___ DATA LINES

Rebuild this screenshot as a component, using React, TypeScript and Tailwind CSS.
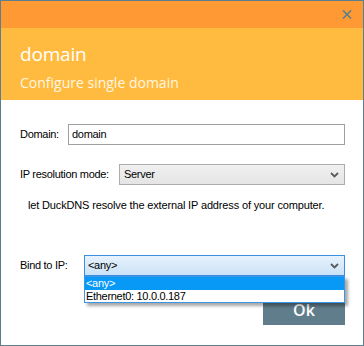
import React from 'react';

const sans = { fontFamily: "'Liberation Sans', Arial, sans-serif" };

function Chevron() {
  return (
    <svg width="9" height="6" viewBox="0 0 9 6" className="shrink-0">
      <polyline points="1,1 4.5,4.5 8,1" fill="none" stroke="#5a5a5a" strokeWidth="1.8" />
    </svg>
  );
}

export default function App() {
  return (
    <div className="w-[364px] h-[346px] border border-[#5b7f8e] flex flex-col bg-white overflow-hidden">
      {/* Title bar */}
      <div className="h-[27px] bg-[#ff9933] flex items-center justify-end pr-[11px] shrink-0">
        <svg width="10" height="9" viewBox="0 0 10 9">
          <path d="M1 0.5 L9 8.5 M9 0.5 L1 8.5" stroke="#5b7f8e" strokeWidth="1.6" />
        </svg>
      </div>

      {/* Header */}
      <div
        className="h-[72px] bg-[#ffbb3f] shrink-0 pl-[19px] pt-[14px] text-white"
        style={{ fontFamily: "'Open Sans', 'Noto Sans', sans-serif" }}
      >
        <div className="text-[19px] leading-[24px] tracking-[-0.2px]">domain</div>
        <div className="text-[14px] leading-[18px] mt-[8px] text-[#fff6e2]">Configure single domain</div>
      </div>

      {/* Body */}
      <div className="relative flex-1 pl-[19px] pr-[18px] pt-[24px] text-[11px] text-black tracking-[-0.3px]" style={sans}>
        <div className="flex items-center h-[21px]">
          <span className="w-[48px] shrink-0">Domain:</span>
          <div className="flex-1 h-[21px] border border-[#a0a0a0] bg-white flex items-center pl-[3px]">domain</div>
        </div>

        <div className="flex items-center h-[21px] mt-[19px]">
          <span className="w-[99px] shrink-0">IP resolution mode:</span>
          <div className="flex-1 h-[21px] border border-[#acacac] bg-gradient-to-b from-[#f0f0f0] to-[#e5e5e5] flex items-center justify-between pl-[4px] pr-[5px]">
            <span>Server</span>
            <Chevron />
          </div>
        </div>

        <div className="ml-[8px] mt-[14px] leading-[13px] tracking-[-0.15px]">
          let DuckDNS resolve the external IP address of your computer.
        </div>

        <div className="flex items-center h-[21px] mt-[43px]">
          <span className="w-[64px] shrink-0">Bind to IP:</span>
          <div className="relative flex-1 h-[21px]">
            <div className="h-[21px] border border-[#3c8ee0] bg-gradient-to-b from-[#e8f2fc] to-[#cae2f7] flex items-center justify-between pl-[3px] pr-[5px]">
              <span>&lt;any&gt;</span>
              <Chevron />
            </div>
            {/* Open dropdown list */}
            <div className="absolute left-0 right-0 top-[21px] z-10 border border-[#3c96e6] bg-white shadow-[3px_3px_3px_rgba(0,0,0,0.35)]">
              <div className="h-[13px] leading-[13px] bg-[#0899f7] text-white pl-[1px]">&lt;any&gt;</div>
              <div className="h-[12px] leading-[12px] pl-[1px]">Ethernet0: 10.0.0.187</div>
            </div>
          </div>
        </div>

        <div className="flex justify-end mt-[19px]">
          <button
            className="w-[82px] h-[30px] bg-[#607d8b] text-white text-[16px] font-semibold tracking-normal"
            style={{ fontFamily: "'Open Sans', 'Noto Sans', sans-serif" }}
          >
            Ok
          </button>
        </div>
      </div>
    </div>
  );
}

______

**GIVEN INSTRUCTION**
From the listing above, find the number of lines with the word "React" in them. Answer with the number only.

**FULL SOLUTION**
2